Today’s military snipers and designated marksmen push their precision fires far beyond what was considered practical just a few years ago. The subsequent rise in popularity of long-range competitions like PRS, F-Class and independent sniper competitions was a natural spinoff of these martial efforts. Companies catering to distant shooters continue to bring new products to market, making it easier and more affordable for the average rifle shooter to get into the game, too. Tract Optics of Hummelstown, PA, is a relative newcomer to the optics industry, and appears to be aiming specifically for this latter group with its Toric UHD 30 mm riflescope.
A matte-graphite finish blends well with most rifles and environments.
The Toric UHD line features two models that differ only in their reticle subtensions and adjustment-knob increments. The MOA model employs a minute-of-angle subtended reticle and corresponding .25-MOA windage and elevation adjustments. I tested the MRAD model, which has a milliradian-based reticle and matching knob increments of .1 mil.
I usually mount a test scope on at least two rifles, testing over the course of a couple weeks to get a feel for its strengths and weaknesses. However, in the Toric’s case, my sample optic found its way onto a total of 15 rifles over the course of several months. Test platforms ranged from an 8-inch-barreled SBR to a 22-inch-barreled precision rifle, with most bases covered in between. I used every bit of the scope’s generous 4 inches of eye relief on the wide variety of platforms, always obtaining target images that were clear across the entire field-of-view. I did find the diopter focus ring (on the rear of the eyepiece) to be difficult to adjust, even after extended use. Fortunately, one can usually set eyepiece focus and forget about it until the eyes weaken.
Click-adjustments were crisp, and consistently tracked true for windage and elevation. Nicely sized knobs incorporate a pull-to-unlock design that is both easy to use and important on an optic with tactical world potential.
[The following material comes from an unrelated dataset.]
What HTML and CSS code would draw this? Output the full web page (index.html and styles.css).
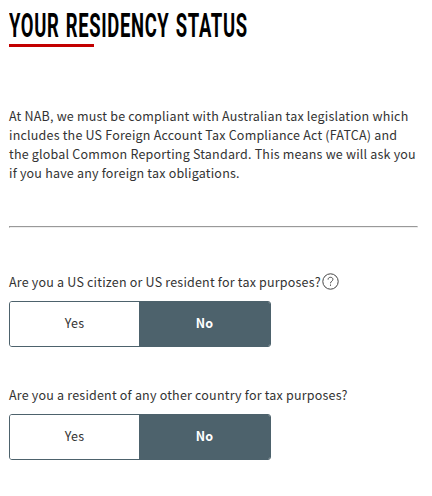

While the knobs stay out in this position, they lock back down with very little effort. The scope comes with a zero-stop ring that can be placed inside the elevation turret, just under the knob. Zero stops are particularly useful for shooters who prefer to dial in elevation corrections, but desire a mechanical stop point at one’s zero. When in place, no eyes are needed nor clicks counted to know you’re back where you started. The zero stop was easy to install—I did it in about a minute without consulting the downloadable-PDF instructions.
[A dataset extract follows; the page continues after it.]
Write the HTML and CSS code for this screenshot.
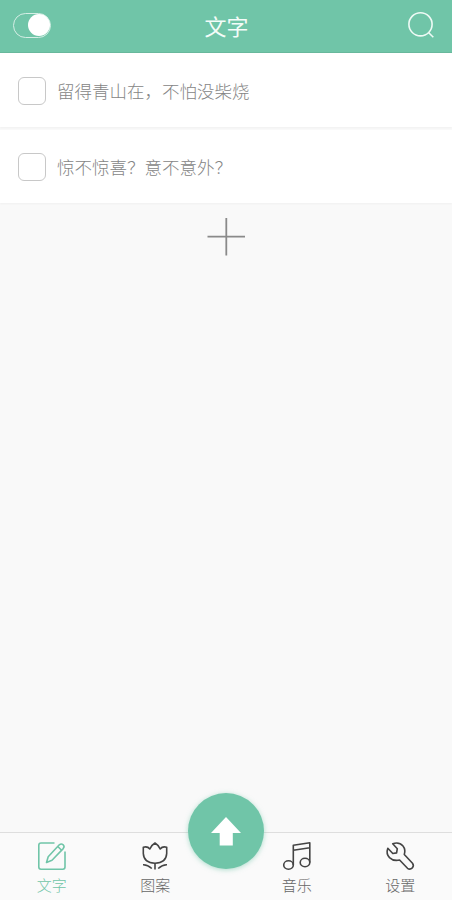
FILE: index.html
```html
<!DOCTYPE html>
<html lang="zh-CN">
<head>
    <meta charset="UTF-8">
    <meta name="viewport" content="width=device-width, initial-scale=1.0">
    <title>文字</title>
    <link rel="stylesheet" href="styles.css">
</head>
<body>

    <header class="header">
        <div class="switch"><span class="switch-dot"></span></div>
        <h1 class="title">文字</h1>
        <svg class="search-icon" viewBox="0 0 28 28">
            <circle cx="13.5" cy="13.3" r="11.6"/>
            <path d="M21.5 21.5 L26.3 26.3"/>
        </svg>
    </header>

    <main class="content">
        <ul class="list">
            <li class="item">
                <span class="checkbox"></span>
                <span class="item-text">留得青山在，不怕没柴烧</span>
            </li>
            <li class="item">
                <span class="checkbox"></span>
                <span class="item-text">惊不惊喜？意不意外？</span>
            </li>
        </ul>
        <button class="add-button">
            <svg viewBox="0 0 38 38">
                <path d="M19.3 0 V37.5 M0.5 18.7 H38"/>
            </svg>
        </button>
    </main>

    <nav class="tabbar">
        <a class="tab active">
            <svg class="tab-icon" viewBox="0 0 32 32">
                <path d="M18.5 3 H5 Q2.8 3 2.8 5.2 V27 Q2.8 29.2 5 29.2 H26.8 Q29 29.2 29 27 V11.5"/>
                <path d="M10.5 22.5 L12.2 16.7 L23.3 4.8 Q25.3 3.2 27.2 4.8 Q28.9 6.6 27.2 8.6 L16 20.3 Z"/>
                <path d="M21.8 6.5 L25.6 10.2"/>
            </svg>
            <span class="tab-text">文字</span>
        </a>
        <a class="tab">
            <svg class="tab-icon" viewBox="0 0 32 32">
                <path d="M4.3 7.3 Q8.5 6 10.8 9 Q12.3 5.2 16 3 Q19.7 5.2 21.2 9 Q23.5 6 27.7 7.3 V13.5 Q27.2 22.8 16 23.2 Q4.8 22.8 4.3 13.5 Z"/>
                <path d="M16 23.2 V29.5 M4 24.7 Q8.5 24.5 12.8 28.5 M28 24.7 Q23.5 24.5 19.2 28.5"/>
            </svg>
            <span class="tab-text">图案</span>
        </a>
        <div class="tab-gap">
            <button class="send-button">
                <svg viewBox="0 0 30 29">
                    <path d="M15 0 L30 16 H21.8 V28.5 H8.7 V16 H0 Z"/>
                </svg>
            </button>
        </div>
        <a class="tab">
            <svg class="tab-icon" viewBox="0 0 32 32">
                <ellipse cx="7.5" cy="25" rx="4.8" ry="4.2"/>
                <ellipse cx="24" cy="22.5" rx="4.8" ry="4.2"/>
                <path d="M12.3 25 V5.2 L28.8 2.8 V22.5 M12.3 10.2 L28.8 7.8"/>
            </svg>
            <span class="tab-text">音乐</span>
        </a>
        <a class="tab">
            <svg class="tab-icon" viewBox="0 0 32 32">
                <path d="M8.7 3.8 Q15 1.5 19 6 Q21.8 9.5 20.3 14.5 L28.5 23.2 Q30.3 25.7 28.3 27.9 Q26 30 23.5 28.3 L15.6 20 Q9.5 21.5 5.5 17.6 Q1.8 13.8 3.8 8.2 L8.8 13.5 L12.6 12.9 L13.3 8.7 Z"/>
            </svg>
            <span class="tab-text">设置</span>
        </a>
    </nav>

</body>
</html>
```

FILE: styles.css
```css
* {
    box-sizing: border-box;
}

body {
    display: flex;
    flex-direction: column;
    height: 100vh;
    margin: 0;
    font-family: 'Noto Sans CJK SC', sans-serif;
    background-color: #f9f9f9;
    color: #666;
}

button {
    border: none;
    padding: 0;
    background: none;
    cursor: pointer;
}

svg {
    display: block;
    fill: none;
}

.header {
    display: flex;
    align-items: center;
    justify-content: space-between;
    height: 53px;
    padding: 0 17px 2px 13px;
    background-color: #70c5a8;
    border-bottom: 1px solid #68b89c;
}

.switch {
    display: flex;
    justify-content: flex-end;
    align-items: center;
    width: 38px;
    height: 25px;
    border: 1px solid #d5eee5;
    border-radius: 13px;
}

.switch-dot {
    width: 22px;
    height: 22px;
    border-radius: 50%;
    background-color: #fff;
}

.title {
    margin: 0;
    padding-right: 5px;
    font-size: 22px;
    font-weight: 400;
    line-height: 32px;
    color: #f4fcf9;
}

.search-icon {
    width: 28px;
    height: 28px;
    stroke: #eefaf5;
    stroke-width: 1.6;
}

.content {
    flex: 1;
}

.list {
    display: flex;
    flex-direction: column;
    gap: 3px;
    margin: 0;
    padding: 0;
    list-style: none;
}

.item {
    display: flex;
    align-items: center;
    gap: 11px;
    height: 73px;
    padding: 1px 18px 0;
    background-color: #fff;
    box-shadow: 0 1px 2px rgba(0, 0, 0, 0.04);
}

.item:first-child {
    height: 74px;
    padding-top: 2px;
}

.checkbox {
    width: 28px;
    height: 28px;
    border: 1px solid #c8c8c8;
    border-radius: 6px;
}

.item-text {
    margin-top: -1px;
    font-size: 17.5px;
    font-weight: 300;
    line-height: 26px;
    color: #858585;
}

.add-button {
    display: block;
    width: 38px;
    height: 38px;
    margin: 15px auto 0;
}

.add-button svg {
    stroke: #8a8a8a;
    stroke-width: 1.8;
}

.tabbar {
    display: flex;
    height: 68px;
    border-top: 1px solid #dedede;
    background-color: #fafafa;
}

.tab {
    flex: 1;
    display: flex;
    flex-direction: column;
    align-items: center;
    padding-top: 7px;
}

.tab-icon {
    width: 32px;
    height: 32px;
    stroke: #444;
    stroke-width: 1.6;
    stroke-linejoin: round;
}

.tab-text {
    margin-top: 2px;
    font-size: 15px;
    font-weight: 300;
    line-height: 22px;
    color: #666;
}

.active .tab-icon {
    stroke: #70c5a8;
}

.active .tab-text {
    color: #70c5a8;
}

.tab-gap {
    display: flex;
    justify-content: center;
    width: 38px;
}

/* round button, half above the bar */
.send-button {
    display: flex;
    flex-shrink: 0;
    align-items: center;
    justify-content: center;
    width: 76px;
    height: 76px;
    margin-top: -40px;
    border-radius: 50%;
    background-color: #70c5a8;
    box-shadow: 0 1px 5px rgba(112, 197, 168, 0.55);
}

.send-button svg {
    width: 30px;
    height: 29px;
    fill: #fff;
}
```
The Toric’s mil reticle subtends in .5-mil increments on all four stadia lines out to the 6-mil mark. Below center, these half-mil marks extend all the way to 10 mils, with 8 of those mils visible at 20X magnification. The side and top stadia switch to .1-mil increments between 6 and 9 mils, providing a scale for precise ranging measurements without cluttering the center of the reticle. Line thickness was perfect for my half-century-old shooting eye, but it might be a touch thin for older eyes.
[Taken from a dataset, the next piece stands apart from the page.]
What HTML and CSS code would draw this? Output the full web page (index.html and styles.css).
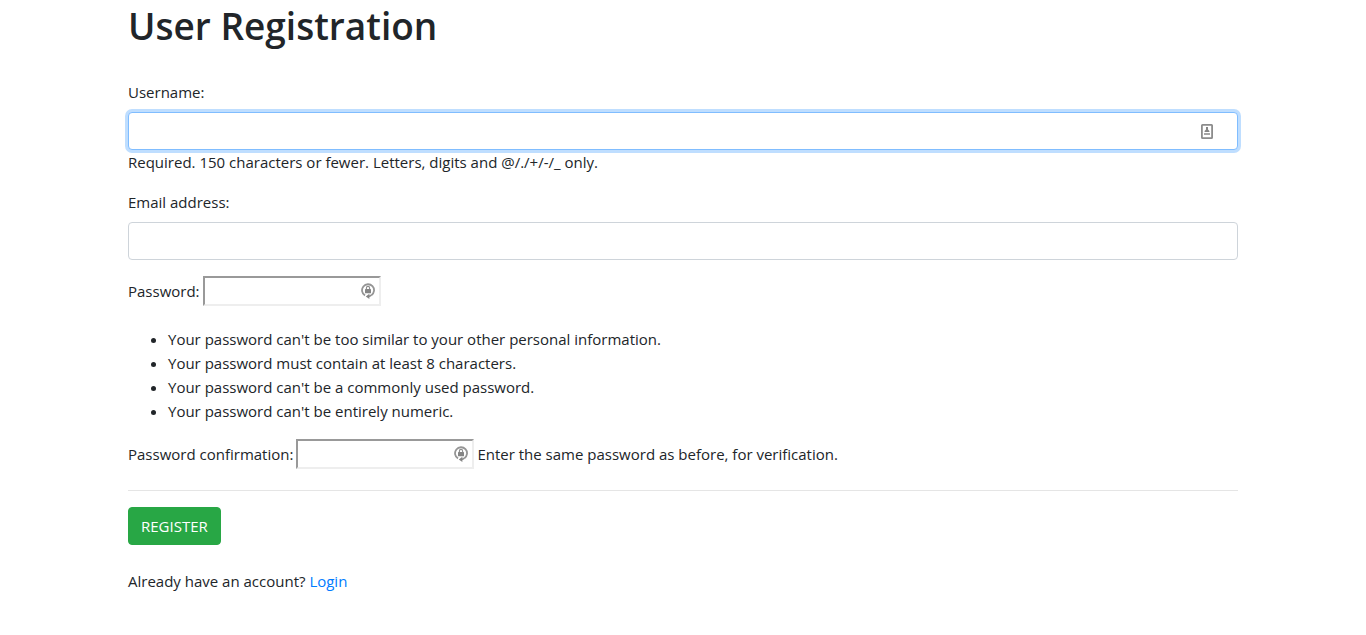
FILE: index.html
```html
<!DOCTYPE html>
<html lang="en">
<head>
<meta charset="utf-8">
<meta name="viewport" content="width=device-width, initial-scale=1">
<title>User Registration</title>
<link rel="stylesheet" href="styles.css">
</head>
<body>
<svg class="sprite" aria-hidden="true">
  <symbol id="lock" viewBox="0 0 14 18">
    <path d="M4 13.4A6 6 0 1 1 10.4 13.2" fill="none" stroke="#959595" stroke-width="1.8"/>
    <path d="M10.4 13.2Q9 14.4 7.5 14.4" fill="none" stroke="#8c8c8c" stroke-width="1.6"/>
    <path d="M8.4 11.8v5.2L4.8 14.4z" fill="#858585"/>
    <path d="M5.4 7.6V6a1.6 1.6 0 0 1 3.2 0v1.6" fill="none" stroke="#8c8c8c" stroke-width="1.1"/>
    <rect x="4" y="7" width="6" height="4.2" rx="0.5" fill="#858585"/>
  </symbol>
</svg>
<main class="container">
  <h1 class="title">User Registration</h1>
  <form class="form">
    <div class="group">
      <label class="label" for="username">Username:</label>
      <div class="field">
        <input class="control focused" id="username" type="text" maxlength="150">
        <svg class="card-icon" viewBox="0 0 12 15" aria-hidden="true">
          <rect x="0.9" y="0.9" width="10.2" height="13.2" rx="0.6" fill="#fff" stroke="#8c8c8c" stroke-width="1.8"/>
          <path d="M5 3h2v2.4l1.4 1.6v1H3.6V7L5 5.4z" fill="#858585"/>
          <path d="M3 9h6v2H3z" fill="#a6a6a6"/>
        </svg>
      </div>
      <span class="help">Required. 150 characters or fewer. Letters, digits and @/./+/-/_ only.</span>
    </div>
    <div class="group">
      <label class="label" for="email">Email address:</label>
      <input class="control" id="email" type="email">
    </div>
    <div class="row password-row">
      <label for="password1">Password:</label>
      <div class="field">
        <input class="plain" id="password1" type="password">
        <svg class="lock-icon" aria-hidden="true"><use href="#lock"/></svg>
      </div>
    </div>
    <ul class="rules">
      <li>Your password can't be too similar to your other personal information.</li>
      <li>Your password must contain at least 8 characters.</li>
      <li>Your password can't be a commonly used password.</li>
      <li>Your password can't be entirely numeric.</li>
    </ul>
    <div class="row">
      <label for="password2">Password confirmation:</label>
      <div class="field">
        <input class="plain" id="password2" type="password">
        <svg class="lock-icon" aria-hidden="true"><use href="#lock"/></svg>
      </div>
      <span>Enter the same password as before, for verification.</span>
    </div>
    <hr class="rule">
    <button class="button" type="submit">REGISTER</button>
  </form>
  <p class="login">Already have an account? <a class="link" href="#">Login</a></p>
</main>
</body>
</html>
```
FILE: styles.css
```css
*,
*::before,
*::after {
  box-sizing: border-box;
}

body {
  margin: 0;
  background: #fff;
  color: #212529;
  font-family: "Segoe UI", "Open Sans", "Noto Sans", sans-serif;
  font-size: 15px;
  line-height: 24px;
}

.sprite {
  position: absolute;
  width: 0;
  height: 0;
}

.container {
  max-width: 1140px;
  margin: 0 auto;
  padding: 2px 15px 24px;
}

.title {
  margin: 0 0 30px;
  font-size: 37px;
  font-weight: 600;
  line-height: 48px;
}

.group {
  margin-bottom: 16px;
}

.label {
  display: block;
  margin-bottom: 8px;
}

.field {
  position: relative;
}

.control {
  display: block;
  width: 100%;
  height: 38px;
  padding: 6px 12px;
  border: 1px solid #ced4da;
  border-radius: 4px;
  background: #fff;
  color: #495057;
  font: inherit;
  outline: none;
}

.focused,
.control:focus {
  border-color: #80bdff;
  box-shadow: 0 0 0 3px #bfdeff;
}

.card-icon {
  position: absolute;
  top: 12px;
  right: 25px;
  width: 12px;
  height: 15px;
}

.help {
  display: block;
}

.row {
  display: flex;
  flex-wrap: wrap;
  align-items: center;
  column-gap: 3px;
}

.password-row {
  margin-bottom: 21px;
}

.plain {
  display: block;
  width: 178px;
  height: 30px;
  padding: 1px 24px 1px 2px;
  border: 2px solid;
  border-color: #999 #eee #eee #999;
  border-radius: 0;
  background: #fff;
  font: inherit;
}

.lock-icon {
  position: absolute;
  top: 6px;
  right: 6px;
  width: 14px;
  height: 18px;
}

.rules {
  margin: 0 0 16px;
  padding-left: 40px;
}

.rule {
  margin: 21px 0 16px;
  border: 0;
  border-top: 1px solid #e5e5e5;
}

.button {
  display: block;
  height: 38px;
  padding: 6px 12px;
  border: 1px solid #28a745;
  border-radius: 4px;
  background: #28a745;
  color: #fff;
  font: inherit;
  cursor: pointer;
}

.login {
  margin: 24px 0 0;
}

.link {
  color: #007bff;
  text-decoration: none;
}
```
(l.) Off positions between each brightness setting for the illuminated reticle are a welcome feature. (ctr.) Positive-click adjustments and an included zero-stop ring add to the Toric’s versatility. (r.) The Toric UHD has a fast-focus eyepiece, but it proved stiff in testing.
Fortunately, both of the Toric 30 mm scopes have first-focal-plane reticles, so line thickness increases as you zoom to higher magnification. My only complaint about the reticle is the lack of wind-hold markings below the horizontal stadia line. Long-range tactical shooters have grown accustomed to using reticle wind holds during the past couple of decades. It is a faster way to compensate for wind during rapid engagements and also provides a tool for quick, second-shot corrections. Lacking those marks, the shooter must choose between either dialing in their windage corrections or holding left or right in open space and estimating wind holds based on the horizontal stadia’s mil marks high above. I realize that scope manufacturers are often caught between running the risk of patent infringement suits when designing new reticles or paying exorbitant royalties for licensed reticles. Hopefully Tract Optics will come up with a better long-range reticle solution for hold-over shooters.
A left-side-mounted rheostat provides 11 brightness levels that cover the gamut from dusk/dawn lighting to the brightest daylight. Setting the scope’s zoom at 4X allowed me to easily acquire the fully illuminated reticle for hasty shots at closer ranges. The entire mil portion of the reticle illuminates, so all mil (or MOA) markings are usable in low light. The rheostat has “off” positions between each setting, allowing the shooter to leave it one click away from their preferred setting. A single CR2032 battery powers the reticle and is contained under the knob’s coin-slotted cap. The rheostat is situated as the smaller, inside portion of a two-piece knob mounted on the scope’s left side. The outer ring functions as the parallax adjustment and sits closer to the main body.
The Toric’s power-adjustment ring was easy to manipulate through the full zoom range, but not so much that I worried it would get moved inadvertently. An add-on throw-lever option is offered for competitors wanting to trim every fraction of a second possible off their engagement times. Other accessories available from Tract include mounting ring sets, a bubble level, Tenebraex flip-open covers and receiver rails for Remington 700 short- and long-action platforms. You will likely want to replace the flimsy plastic shipping caps that come with the riflescope. Gravity alone pulls them off, and they do not hold up well underfoot.
Image clarity comes up often in precision-optics conversations. Tract describes the Toric’s “Ultra High Definition” optical system as having extra-low-dispersion lenses and Schott high-transmission glass. That sounds like advertising gibberish, but it translated to excellent edge-to-edge clarity in all directions with bright, clear target images in my test optic. I tested it alongside other long-range scopes, and the Toric’s image quality was better than anything else I had on hand, including two big-brand scopes that cost more than twice as much as the Toric. Several range sessions were accompanied by rain and copious humidity. Of all optics present—spotting, aiming and ranging—the Toric maintained the best visibility.
Overall, the Toric UHD 30 mm is a good option for those rifle shooters who are in need of a riflescope capable of extending their accurate shooting distances. Not only is it a functional scope, its one-piece tube looks good in a matte-graphite finish that lends itself to blending in with multiple paint schemes and environments. I would have no qualms about putting Tract’s long-range offering up against similar scopes from big-name competitors.